*Instructions for the task:* Copy exactly the lines from the start of the material through the line with "import React from 'react';". Pictures stay out of the copy.

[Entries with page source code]
• • • • •
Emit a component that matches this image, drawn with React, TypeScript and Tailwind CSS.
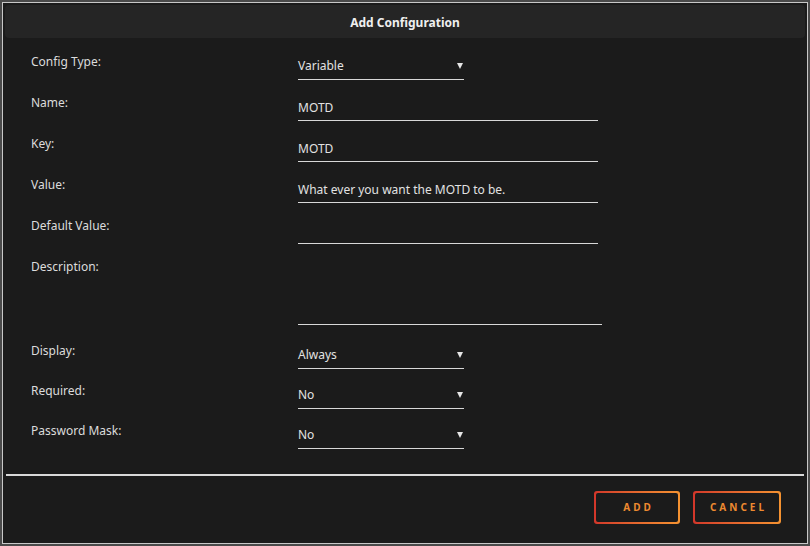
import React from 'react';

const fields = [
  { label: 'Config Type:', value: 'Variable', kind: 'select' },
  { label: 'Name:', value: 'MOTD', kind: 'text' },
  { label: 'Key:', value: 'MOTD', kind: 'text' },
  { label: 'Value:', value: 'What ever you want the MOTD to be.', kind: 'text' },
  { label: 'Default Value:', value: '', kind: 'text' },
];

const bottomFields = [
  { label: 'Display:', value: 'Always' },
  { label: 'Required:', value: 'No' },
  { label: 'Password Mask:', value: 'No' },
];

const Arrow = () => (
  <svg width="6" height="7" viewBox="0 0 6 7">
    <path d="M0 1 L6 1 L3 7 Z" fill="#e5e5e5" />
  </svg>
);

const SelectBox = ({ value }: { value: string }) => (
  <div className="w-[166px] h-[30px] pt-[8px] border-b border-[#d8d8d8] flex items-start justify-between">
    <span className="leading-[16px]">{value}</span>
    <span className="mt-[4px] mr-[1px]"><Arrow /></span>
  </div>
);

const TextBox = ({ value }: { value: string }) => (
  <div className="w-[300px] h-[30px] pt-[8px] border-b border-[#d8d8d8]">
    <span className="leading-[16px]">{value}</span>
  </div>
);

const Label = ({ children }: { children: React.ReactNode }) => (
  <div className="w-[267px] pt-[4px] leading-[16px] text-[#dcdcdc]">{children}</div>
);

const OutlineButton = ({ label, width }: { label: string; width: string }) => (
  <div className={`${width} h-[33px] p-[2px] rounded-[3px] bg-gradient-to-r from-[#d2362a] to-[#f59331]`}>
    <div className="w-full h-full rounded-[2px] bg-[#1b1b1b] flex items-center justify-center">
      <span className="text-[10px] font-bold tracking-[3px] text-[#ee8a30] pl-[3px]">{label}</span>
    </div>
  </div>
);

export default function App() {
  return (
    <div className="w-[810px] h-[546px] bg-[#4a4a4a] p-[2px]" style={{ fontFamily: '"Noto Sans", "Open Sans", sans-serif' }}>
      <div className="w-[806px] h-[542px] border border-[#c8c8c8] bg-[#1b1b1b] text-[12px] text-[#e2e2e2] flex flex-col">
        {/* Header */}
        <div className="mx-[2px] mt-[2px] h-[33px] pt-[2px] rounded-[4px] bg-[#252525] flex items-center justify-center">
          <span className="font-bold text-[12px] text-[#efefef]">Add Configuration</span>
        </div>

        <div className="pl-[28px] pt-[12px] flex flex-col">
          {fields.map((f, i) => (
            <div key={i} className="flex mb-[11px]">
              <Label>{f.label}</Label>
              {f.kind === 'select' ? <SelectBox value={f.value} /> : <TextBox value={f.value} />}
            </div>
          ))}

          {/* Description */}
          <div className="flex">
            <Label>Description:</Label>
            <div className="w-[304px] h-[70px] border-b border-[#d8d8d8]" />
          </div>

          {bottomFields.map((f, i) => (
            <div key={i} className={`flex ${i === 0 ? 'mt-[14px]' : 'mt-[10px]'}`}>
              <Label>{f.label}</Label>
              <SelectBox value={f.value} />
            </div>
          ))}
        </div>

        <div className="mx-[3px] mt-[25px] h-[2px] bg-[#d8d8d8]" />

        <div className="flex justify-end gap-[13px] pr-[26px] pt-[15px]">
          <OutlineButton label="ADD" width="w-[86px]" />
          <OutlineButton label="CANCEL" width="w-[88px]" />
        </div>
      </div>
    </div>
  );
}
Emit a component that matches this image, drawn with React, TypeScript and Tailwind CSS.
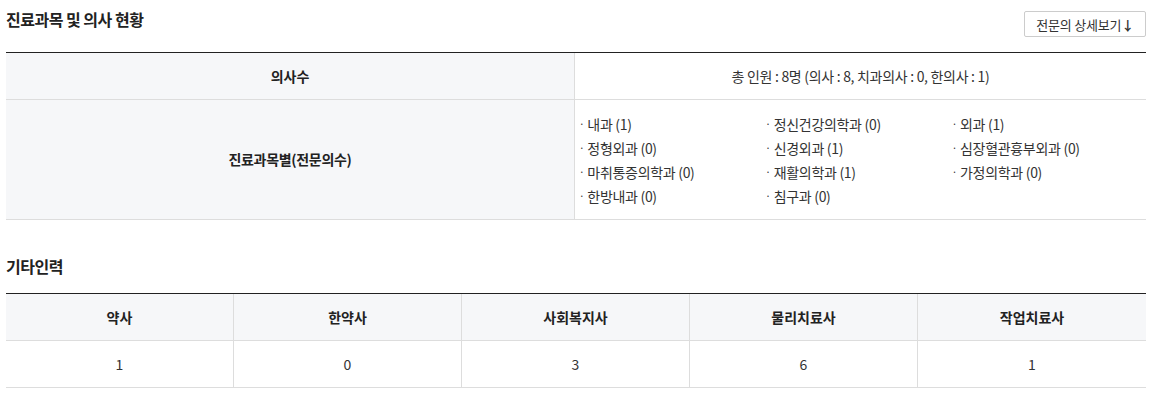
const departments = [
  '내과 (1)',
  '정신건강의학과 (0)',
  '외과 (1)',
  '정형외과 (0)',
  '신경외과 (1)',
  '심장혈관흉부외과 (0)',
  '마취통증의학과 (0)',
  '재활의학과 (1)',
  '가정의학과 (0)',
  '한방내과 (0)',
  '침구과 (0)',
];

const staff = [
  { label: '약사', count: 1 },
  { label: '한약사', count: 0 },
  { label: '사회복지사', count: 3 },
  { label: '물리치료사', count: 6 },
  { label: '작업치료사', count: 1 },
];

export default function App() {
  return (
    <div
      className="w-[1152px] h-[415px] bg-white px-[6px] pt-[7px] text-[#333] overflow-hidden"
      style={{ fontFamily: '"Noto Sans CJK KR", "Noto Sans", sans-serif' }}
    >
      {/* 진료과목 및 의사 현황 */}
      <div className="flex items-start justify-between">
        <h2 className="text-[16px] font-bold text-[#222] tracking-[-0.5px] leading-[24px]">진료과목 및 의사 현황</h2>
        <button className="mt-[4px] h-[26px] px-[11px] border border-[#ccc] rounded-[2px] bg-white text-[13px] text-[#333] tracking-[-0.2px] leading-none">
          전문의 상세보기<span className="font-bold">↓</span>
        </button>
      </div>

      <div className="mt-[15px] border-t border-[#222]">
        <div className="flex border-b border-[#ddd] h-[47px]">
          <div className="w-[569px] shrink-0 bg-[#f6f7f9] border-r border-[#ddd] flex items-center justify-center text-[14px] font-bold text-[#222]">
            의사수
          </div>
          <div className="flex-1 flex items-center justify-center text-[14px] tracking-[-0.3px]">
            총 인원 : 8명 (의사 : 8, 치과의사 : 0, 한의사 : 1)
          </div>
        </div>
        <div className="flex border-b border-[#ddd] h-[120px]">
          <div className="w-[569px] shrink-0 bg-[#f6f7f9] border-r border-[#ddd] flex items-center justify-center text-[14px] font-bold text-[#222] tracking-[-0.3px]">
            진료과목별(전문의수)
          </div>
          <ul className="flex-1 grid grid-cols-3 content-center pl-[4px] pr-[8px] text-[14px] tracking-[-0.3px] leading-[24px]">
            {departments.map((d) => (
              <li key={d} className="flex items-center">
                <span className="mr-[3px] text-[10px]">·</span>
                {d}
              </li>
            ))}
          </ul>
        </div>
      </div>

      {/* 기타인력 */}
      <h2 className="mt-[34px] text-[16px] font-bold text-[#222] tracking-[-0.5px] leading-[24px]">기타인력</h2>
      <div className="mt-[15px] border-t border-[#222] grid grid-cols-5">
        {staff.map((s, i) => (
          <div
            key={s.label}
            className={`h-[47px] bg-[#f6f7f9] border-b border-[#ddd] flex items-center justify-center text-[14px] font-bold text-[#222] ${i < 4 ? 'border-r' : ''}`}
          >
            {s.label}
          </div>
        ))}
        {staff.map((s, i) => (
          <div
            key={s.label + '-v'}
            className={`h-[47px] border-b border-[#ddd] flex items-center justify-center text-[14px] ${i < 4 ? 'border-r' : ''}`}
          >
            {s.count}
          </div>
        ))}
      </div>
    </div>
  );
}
• • • • •
*The response:*
Emit a component that matches this image, drawn with React, TypeScript and Tailwind CSS.
import React from 'react';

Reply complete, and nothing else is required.